Incluso en el alba del tercer milenio la naturaleza desencadena sobre nosotros su furia y arrebata a sus víctimas. Y no solo en los grandes desastres como el terrible tsunami del 26 de diciembre: estamos acostumbrados a oír hablar de inundaciones, enfermedades, terremotos, incendios. Basta con pensar que solo a causa de los rayos mueren al año más de mil personas. Pero los elementos naturales que causan muerte (el fuego, el agua, el movimiento de la corteza terrestre) son los mismos a los que debemos la vida. Los terremotos en particular están profundamente asociados a la posibilidad de nuestra existencia. La actividad sísmica es la manifestación directa de los movimientos lentos y poderosos de las placas de la corteza terrestre que discurren sobre los estratos que están debajo del manto. Ningún otro planeta del sistema solar tiene una estructura geológica como esta, y este es uno de los motivos de la capacidad extraordinaria de la Tierra para mantener estable su temperatura media en los miles de millones de años necesarios para la evolución biológica. De forma paradójica, y si dispusiésemos de instrumentos lo suficientemente sensibles, un indicio para la búsqueda de planetas extrasolares capaces de hospedar vida podría ser el de revelar actividades sísmicas en su superficie.
El evento sísmico que ha azotado el sudeste asiático es enorme: magnitud 9.0, el cuarto en orden de intensidad en este siglo. En menos de cuatro minutos una vasta área del fondo oceánico se ha elevado una decena de metros liberando una energía de un millardo de millardos de Julios, el equivalente a 23.000 bombas atómicas. Pero incluso estos números de vértigo son una minucia con respecto a las energías que están normalmente en acción a nivel planetario, de forma que la Tierra en su conjunto no se ha resentido por ello.
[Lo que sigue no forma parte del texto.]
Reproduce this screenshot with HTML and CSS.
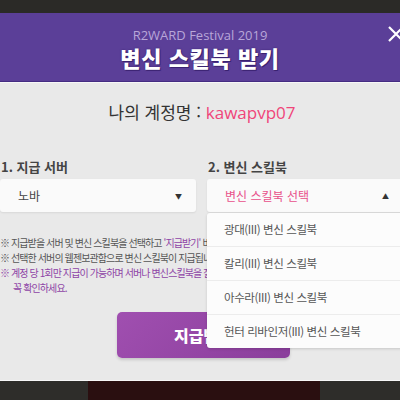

Se ha hablado mucho de los cambios permanentes como consecuencia del tsunami indochino, pero el desplazamiento del eje terrestre (tres diezmillonésimas de grado) y la ralentización de la duración del día (dos millonésimas de segundo) están por debajo de las fluctuaciones normales, insignificantes a nivel global, incluso demasiado pequeñas para ser medidas.
Un encrespamiento del océano, un soplo imperceptible sobre la piel de nuestro planeta es suficiente para desbaratar nuestra supervivencia. Fenómenos como éste muestran la fragilidad y la delicadeza de ese mundo que damos por descontado todos los días. La normalidad en el universo no es un mar tranquilo en el que pulula la vida. Por el contrario, es un desierto ilimitado de espacios inmóviles o bien una liberación de fuerzas irresistibles. La explosión de una supernova cercana podría llevar a una extinción total en un instante, pero son precisamente estas explosiones estelares las que en un pasado lejano hicieron que se produjeran el carbono, el oxígeno y otros elementos esenciales para nosotros y para cualquier organismo. La vida terrestre subsiste en un nicho delicadísimo modelado de forma prodigiosa aprovechando los productos de toda la historia cósmica.
La naturaleza por tanto no es cruel, sino providencial, pero al mismo tiempo es imperfecta, peligrosa, sabe ser violenta. Quizá esto marca un problema para esas concepciones filosóficas o religiosas que más o menos explícitamente identifican a la naturaleza con la divinidad, generando algunas posiciones ideológicas actualmente en boga. En la tradición judeo-cristiana, en cambio, la naturaleza no es Dios: la naturaleza es creación de Dios, “algo bueno”, pero que está marcada misteriosamente por el mal, sujeta a la “corrupción” y a la imperfección de lo inacabado. La naturaleza es el espejo de la condición del hombre, es decir, de cada uno de nosotros: bien intencionados pero imperfectos, frágiles, un poco malos y a veces capaces de acciones terribles. Ningún hombre razonable espera la salvación de las fuerzas de la creación o de las capacidades humanas. Ante el desencadenarse de la naturaleza y ante la miseria de nuestro límite, la pregunta profunda tiene que ver con el sentido de la existencia, una pregunta a la que solo una Presencia más poderosa que la tempestad y mejor que nosotros puede responder. Y compartir este sentido de la vida es lo que nos mueve a sostener a los supervivientes, y nos hace cercano el dolor de cada madre desesperada y de cada niño que se ha quedado solo en esas playas devastadas.